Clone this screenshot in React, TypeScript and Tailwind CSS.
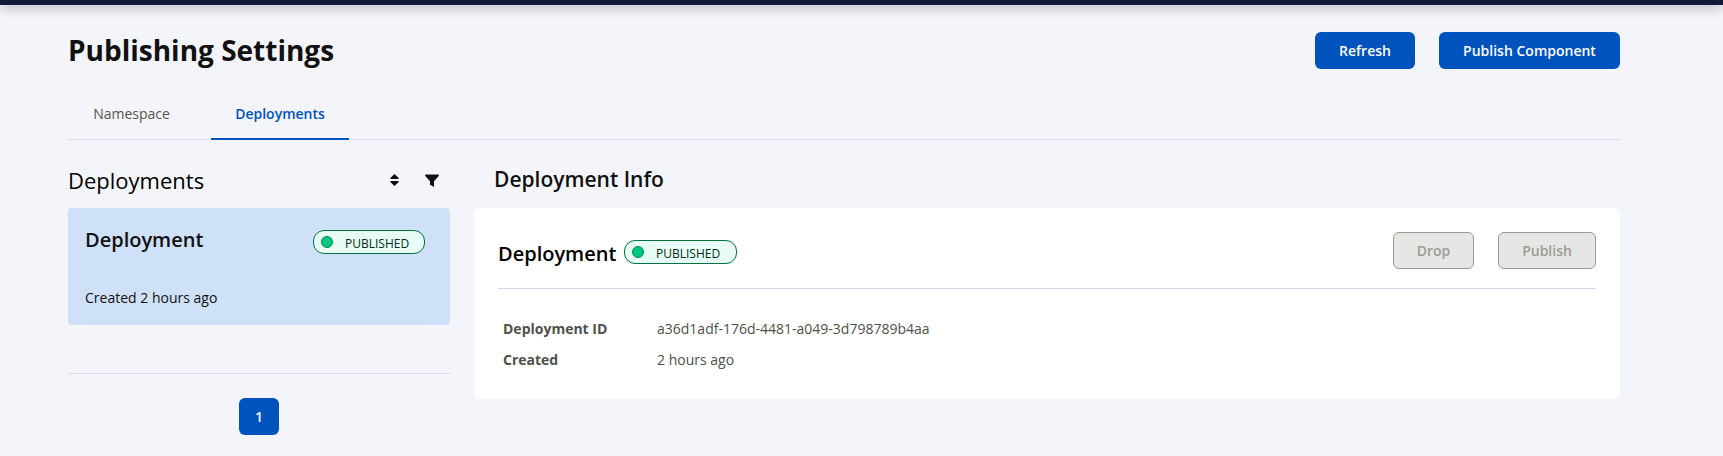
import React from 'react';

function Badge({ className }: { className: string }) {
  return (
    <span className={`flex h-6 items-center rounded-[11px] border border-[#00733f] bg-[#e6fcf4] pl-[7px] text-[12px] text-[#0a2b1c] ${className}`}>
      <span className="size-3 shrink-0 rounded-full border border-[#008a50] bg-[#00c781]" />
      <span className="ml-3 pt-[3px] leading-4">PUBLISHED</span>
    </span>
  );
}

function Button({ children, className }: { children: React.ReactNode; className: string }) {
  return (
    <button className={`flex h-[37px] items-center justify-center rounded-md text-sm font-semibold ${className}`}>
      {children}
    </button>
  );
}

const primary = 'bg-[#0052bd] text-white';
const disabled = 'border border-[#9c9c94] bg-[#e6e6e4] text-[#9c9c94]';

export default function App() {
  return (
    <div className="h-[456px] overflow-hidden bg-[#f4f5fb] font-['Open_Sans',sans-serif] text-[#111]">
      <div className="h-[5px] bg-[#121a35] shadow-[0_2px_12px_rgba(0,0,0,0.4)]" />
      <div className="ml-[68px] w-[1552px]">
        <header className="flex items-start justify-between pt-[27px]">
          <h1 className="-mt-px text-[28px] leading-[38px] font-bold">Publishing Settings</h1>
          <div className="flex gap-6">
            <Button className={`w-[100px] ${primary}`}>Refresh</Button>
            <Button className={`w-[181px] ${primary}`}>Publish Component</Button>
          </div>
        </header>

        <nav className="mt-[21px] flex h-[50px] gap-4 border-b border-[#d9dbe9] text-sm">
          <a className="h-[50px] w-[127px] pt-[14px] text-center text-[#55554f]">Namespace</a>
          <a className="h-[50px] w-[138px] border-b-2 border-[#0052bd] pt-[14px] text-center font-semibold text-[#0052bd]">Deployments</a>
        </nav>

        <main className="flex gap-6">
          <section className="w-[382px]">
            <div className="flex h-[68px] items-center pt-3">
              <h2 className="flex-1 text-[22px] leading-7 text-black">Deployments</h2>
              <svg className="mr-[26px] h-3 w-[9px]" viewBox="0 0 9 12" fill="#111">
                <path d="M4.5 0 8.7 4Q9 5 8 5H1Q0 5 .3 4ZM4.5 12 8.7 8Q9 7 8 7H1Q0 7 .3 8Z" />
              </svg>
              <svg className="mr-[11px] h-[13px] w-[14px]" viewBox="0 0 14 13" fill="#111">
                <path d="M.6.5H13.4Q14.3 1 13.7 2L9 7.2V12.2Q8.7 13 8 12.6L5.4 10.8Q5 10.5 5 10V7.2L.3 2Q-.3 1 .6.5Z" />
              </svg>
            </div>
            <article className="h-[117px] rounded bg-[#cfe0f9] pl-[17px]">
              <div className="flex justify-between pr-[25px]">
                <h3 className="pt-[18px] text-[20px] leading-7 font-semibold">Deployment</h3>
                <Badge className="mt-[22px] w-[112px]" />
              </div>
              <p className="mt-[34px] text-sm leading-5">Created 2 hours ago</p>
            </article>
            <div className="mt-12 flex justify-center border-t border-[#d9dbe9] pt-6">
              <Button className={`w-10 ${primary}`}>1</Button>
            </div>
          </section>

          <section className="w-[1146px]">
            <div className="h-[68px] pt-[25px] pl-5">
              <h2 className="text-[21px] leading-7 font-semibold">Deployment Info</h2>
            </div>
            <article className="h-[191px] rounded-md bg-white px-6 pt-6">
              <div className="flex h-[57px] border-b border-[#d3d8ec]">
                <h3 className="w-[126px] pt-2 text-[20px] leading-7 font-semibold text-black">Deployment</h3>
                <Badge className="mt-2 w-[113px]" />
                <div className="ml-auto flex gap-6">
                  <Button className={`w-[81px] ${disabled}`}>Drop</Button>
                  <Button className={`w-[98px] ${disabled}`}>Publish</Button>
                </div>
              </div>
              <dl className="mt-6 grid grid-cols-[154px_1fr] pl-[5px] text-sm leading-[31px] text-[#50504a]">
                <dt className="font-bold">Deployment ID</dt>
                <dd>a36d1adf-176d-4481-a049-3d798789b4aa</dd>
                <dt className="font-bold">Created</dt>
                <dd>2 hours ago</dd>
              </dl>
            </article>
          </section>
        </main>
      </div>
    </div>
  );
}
==
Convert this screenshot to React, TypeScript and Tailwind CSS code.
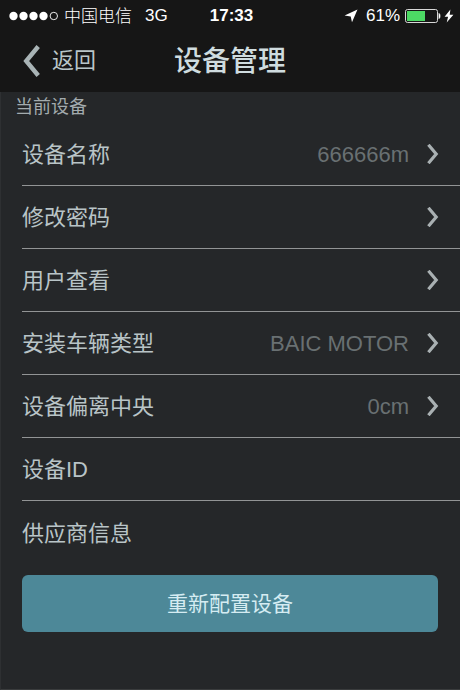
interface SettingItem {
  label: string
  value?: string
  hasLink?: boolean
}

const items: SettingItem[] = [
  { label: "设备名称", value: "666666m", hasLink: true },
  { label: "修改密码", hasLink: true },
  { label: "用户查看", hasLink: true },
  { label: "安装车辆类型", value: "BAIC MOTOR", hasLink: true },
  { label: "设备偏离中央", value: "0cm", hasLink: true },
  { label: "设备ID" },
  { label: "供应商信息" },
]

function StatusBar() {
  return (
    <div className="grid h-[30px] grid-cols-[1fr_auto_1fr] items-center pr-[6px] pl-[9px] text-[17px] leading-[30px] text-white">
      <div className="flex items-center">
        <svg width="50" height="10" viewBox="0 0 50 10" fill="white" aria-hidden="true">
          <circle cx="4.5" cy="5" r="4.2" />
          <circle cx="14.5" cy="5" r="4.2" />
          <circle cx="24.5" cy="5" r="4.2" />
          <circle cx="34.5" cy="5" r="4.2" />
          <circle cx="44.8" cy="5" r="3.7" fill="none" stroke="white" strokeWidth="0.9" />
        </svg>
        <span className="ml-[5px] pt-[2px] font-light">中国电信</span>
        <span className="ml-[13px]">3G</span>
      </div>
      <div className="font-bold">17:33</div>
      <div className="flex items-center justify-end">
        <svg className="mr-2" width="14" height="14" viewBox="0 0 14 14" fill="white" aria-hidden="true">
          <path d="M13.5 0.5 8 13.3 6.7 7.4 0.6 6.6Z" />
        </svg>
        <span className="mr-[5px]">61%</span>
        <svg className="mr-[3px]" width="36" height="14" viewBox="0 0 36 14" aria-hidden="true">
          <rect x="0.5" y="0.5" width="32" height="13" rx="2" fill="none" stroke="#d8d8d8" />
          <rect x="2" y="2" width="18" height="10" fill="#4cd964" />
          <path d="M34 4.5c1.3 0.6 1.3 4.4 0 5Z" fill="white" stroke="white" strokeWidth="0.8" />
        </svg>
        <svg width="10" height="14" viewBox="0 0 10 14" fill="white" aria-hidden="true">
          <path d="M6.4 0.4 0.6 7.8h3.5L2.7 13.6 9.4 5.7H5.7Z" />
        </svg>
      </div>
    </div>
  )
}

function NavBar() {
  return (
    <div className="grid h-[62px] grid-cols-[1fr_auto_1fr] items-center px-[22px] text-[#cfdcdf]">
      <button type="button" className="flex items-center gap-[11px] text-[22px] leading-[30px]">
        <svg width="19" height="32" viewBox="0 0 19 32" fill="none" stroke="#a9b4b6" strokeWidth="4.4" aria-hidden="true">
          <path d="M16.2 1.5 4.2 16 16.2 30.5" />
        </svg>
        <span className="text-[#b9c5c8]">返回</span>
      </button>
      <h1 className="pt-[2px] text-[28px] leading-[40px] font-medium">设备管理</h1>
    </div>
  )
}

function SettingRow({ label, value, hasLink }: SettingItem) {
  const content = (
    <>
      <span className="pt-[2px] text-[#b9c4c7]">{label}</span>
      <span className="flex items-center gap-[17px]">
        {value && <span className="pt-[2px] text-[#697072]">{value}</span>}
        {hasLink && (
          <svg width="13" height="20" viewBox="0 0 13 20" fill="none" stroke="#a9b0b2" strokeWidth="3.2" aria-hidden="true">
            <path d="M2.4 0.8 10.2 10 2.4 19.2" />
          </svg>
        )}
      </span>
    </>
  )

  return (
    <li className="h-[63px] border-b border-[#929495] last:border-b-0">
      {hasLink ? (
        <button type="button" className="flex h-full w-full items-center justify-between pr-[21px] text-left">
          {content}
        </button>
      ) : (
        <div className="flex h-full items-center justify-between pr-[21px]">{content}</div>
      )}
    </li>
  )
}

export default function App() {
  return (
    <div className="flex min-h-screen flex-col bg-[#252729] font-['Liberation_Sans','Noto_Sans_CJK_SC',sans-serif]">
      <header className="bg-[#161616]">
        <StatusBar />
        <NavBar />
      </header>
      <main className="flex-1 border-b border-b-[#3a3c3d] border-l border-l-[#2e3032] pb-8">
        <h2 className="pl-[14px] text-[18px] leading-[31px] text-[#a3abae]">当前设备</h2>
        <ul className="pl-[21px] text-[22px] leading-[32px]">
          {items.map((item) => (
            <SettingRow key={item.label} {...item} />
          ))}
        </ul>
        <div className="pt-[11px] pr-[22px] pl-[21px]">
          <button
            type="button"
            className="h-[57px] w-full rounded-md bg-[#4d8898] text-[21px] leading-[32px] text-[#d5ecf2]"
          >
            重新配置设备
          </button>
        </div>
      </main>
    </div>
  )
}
---
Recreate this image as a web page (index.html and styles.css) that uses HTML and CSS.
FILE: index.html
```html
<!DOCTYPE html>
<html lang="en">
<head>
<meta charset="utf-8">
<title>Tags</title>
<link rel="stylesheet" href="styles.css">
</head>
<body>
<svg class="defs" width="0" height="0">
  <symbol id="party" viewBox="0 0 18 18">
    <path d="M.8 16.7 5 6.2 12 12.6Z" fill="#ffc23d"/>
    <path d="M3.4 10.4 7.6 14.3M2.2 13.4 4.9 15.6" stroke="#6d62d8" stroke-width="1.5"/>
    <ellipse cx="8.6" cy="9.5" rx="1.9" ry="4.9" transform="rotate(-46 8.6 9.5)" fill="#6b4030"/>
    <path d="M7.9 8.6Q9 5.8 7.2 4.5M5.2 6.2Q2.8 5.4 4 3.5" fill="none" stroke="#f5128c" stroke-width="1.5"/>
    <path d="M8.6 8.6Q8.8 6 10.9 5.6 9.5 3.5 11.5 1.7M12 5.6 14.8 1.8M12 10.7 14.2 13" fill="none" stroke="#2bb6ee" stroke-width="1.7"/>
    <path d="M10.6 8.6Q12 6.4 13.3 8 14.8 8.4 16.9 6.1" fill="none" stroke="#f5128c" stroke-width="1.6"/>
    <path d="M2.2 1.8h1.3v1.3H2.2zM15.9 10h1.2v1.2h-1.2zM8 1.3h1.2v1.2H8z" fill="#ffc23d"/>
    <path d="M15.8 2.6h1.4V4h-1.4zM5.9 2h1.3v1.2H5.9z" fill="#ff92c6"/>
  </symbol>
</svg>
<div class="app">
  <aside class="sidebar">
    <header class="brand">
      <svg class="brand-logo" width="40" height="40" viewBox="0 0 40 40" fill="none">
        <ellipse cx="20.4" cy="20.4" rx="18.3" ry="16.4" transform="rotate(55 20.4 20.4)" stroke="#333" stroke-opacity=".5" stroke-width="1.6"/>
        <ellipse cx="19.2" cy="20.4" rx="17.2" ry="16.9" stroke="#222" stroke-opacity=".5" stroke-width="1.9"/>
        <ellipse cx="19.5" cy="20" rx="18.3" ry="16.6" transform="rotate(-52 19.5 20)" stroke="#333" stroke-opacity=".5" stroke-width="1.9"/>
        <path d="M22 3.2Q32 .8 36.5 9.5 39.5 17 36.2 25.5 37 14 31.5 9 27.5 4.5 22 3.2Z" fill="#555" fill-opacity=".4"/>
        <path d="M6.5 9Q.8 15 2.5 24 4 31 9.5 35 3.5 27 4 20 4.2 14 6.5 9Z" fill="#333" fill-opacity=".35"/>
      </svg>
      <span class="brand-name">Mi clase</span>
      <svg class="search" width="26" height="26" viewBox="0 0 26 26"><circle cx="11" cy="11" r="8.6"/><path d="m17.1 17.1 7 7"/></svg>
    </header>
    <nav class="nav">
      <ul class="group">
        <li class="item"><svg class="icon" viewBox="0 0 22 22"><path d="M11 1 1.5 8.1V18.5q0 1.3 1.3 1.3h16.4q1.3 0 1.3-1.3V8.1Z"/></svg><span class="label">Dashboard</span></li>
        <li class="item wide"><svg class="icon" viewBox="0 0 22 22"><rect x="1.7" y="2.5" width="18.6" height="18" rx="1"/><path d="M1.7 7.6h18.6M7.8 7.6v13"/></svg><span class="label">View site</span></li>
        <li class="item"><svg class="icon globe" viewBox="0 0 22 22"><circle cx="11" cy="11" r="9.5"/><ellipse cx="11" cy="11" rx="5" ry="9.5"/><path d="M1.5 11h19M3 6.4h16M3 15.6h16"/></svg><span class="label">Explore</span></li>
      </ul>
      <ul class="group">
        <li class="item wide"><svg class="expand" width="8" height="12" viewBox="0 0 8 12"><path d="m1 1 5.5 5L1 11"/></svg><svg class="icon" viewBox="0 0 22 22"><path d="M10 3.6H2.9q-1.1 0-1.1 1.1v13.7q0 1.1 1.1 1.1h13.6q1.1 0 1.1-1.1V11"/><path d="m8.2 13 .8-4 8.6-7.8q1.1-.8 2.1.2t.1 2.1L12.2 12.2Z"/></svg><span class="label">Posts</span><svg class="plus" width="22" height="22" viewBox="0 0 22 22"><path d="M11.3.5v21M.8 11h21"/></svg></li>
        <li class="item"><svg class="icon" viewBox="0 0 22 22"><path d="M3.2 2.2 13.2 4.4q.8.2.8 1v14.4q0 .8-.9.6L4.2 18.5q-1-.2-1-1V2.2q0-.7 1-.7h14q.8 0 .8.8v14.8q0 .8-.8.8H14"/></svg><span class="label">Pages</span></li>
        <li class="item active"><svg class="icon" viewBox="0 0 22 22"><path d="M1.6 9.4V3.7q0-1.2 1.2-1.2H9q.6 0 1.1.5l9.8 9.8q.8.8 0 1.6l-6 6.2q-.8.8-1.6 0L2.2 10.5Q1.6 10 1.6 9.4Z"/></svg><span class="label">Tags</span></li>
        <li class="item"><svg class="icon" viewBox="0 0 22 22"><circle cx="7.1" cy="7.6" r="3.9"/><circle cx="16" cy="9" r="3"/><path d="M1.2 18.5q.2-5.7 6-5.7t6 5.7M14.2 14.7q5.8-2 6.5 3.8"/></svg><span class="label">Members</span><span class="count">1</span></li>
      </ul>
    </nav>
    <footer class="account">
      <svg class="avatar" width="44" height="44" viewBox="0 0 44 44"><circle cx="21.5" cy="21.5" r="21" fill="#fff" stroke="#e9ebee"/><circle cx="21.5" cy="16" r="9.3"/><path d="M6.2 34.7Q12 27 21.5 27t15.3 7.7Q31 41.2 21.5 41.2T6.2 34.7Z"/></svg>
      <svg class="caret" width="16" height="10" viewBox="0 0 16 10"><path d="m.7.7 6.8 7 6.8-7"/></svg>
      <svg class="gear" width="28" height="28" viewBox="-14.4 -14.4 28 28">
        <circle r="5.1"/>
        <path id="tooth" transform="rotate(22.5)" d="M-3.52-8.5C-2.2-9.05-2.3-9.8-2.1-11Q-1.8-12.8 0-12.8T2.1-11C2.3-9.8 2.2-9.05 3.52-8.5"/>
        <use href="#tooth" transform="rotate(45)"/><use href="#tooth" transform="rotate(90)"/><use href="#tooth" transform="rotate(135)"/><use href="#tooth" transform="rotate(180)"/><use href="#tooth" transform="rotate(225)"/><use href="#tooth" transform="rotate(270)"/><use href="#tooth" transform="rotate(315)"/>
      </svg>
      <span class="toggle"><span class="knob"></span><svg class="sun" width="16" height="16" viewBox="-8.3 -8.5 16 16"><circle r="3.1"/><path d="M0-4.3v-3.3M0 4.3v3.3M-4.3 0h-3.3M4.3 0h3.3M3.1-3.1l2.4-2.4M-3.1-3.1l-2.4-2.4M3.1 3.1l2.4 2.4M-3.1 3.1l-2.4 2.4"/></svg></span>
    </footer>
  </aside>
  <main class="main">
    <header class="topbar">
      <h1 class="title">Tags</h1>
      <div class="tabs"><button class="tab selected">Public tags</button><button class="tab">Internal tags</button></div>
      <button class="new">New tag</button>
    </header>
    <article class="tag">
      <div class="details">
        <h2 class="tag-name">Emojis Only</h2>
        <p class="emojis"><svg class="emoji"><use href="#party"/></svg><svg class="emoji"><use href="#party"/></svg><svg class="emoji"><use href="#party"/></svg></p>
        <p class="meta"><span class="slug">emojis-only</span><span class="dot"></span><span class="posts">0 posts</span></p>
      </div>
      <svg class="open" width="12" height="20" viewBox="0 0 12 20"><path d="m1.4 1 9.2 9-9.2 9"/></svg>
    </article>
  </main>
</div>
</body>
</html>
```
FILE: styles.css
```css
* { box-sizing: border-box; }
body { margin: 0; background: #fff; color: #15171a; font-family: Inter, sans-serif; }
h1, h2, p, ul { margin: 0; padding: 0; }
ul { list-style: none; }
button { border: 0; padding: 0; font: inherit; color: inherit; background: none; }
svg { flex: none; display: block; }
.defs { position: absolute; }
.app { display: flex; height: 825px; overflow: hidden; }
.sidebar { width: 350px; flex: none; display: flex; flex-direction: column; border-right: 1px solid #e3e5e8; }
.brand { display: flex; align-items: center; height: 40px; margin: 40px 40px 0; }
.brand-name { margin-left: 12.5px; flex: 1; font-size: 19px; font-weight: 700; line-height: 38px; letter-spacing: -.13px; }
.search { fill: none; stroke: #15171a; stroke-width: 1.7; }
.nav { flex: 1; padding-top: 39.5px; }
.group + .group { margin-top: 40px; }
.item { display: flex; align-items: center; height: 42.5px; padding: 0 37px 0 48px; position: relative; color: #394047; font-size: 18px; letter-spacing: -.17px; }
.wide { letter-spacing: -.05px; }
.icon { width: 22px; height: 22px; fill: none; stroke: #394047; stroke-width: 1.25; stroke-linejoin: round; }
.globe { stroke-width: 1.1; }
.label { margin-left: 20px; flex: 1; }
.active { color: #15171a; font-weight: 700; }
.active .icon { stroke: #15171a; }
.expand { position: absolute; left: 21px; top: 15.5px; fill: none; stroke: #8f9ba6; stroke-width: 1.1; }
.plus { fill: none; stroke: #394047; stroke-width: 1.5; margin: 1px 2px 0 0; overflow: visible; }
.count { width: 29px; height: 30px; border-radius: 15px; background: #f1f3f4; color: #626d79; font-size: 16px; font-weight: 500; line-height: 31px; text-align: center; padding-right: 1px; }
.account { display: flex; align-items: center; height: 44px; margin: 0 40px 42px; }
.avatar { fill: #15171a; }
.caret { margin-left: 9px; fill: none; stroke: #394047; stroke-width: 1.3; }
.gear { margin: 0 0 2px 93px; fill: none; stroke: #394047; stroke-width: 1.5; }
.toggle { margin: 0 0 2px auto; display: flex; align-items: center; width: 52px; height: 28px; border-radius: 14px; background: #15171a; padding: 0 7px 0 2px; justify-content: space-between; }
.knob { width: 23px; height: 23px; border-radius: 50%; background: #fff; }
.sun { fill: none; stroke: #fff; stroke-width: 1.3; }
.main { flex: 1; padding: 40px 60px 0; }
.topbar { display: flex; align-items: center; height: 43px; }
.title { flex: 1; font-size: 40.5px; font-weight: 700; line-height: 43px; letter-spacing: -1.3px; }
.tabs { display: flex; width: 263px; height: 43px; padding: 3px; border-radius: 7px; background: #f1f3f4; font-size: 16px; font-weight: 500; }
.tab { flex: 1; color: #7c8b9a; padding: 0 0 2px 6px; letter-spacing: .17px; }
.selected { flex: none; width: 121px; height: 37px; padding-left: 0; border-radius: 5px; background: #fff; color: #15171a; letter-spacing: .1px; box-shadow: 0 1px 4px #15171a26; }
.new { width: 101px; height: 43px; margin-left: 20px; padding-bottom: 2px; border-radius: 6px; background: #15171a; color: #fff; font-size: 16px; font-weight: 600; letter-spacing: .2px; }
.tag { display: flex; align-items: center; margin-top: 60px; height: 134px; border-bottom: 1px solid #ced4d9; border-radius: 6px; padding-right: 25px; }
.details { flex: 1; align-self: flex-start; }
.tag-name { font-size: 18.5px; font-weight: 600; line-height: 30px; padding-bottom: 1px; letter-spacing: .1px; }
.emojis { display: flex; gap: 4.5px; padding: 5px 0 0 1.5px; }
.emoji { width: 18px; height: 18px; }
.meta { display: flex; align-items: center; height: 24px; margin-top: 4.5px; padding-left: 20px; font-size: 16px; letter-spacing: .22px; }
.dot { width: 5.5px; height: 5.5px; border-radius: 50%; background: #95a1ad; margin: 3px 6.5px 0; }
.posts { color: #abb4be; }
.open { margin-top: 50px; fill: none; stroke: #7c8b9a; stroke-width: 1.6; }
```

#### Task directions
Using the listing above, repeat word for word each line from the one with "Clone this screenshot" down to the one with "import React from 'react';", both included. Omit all pictures.

#### Exercise output
Clone this screenshot in React, TypeScript and Tailwind CSS.
import React from 'react';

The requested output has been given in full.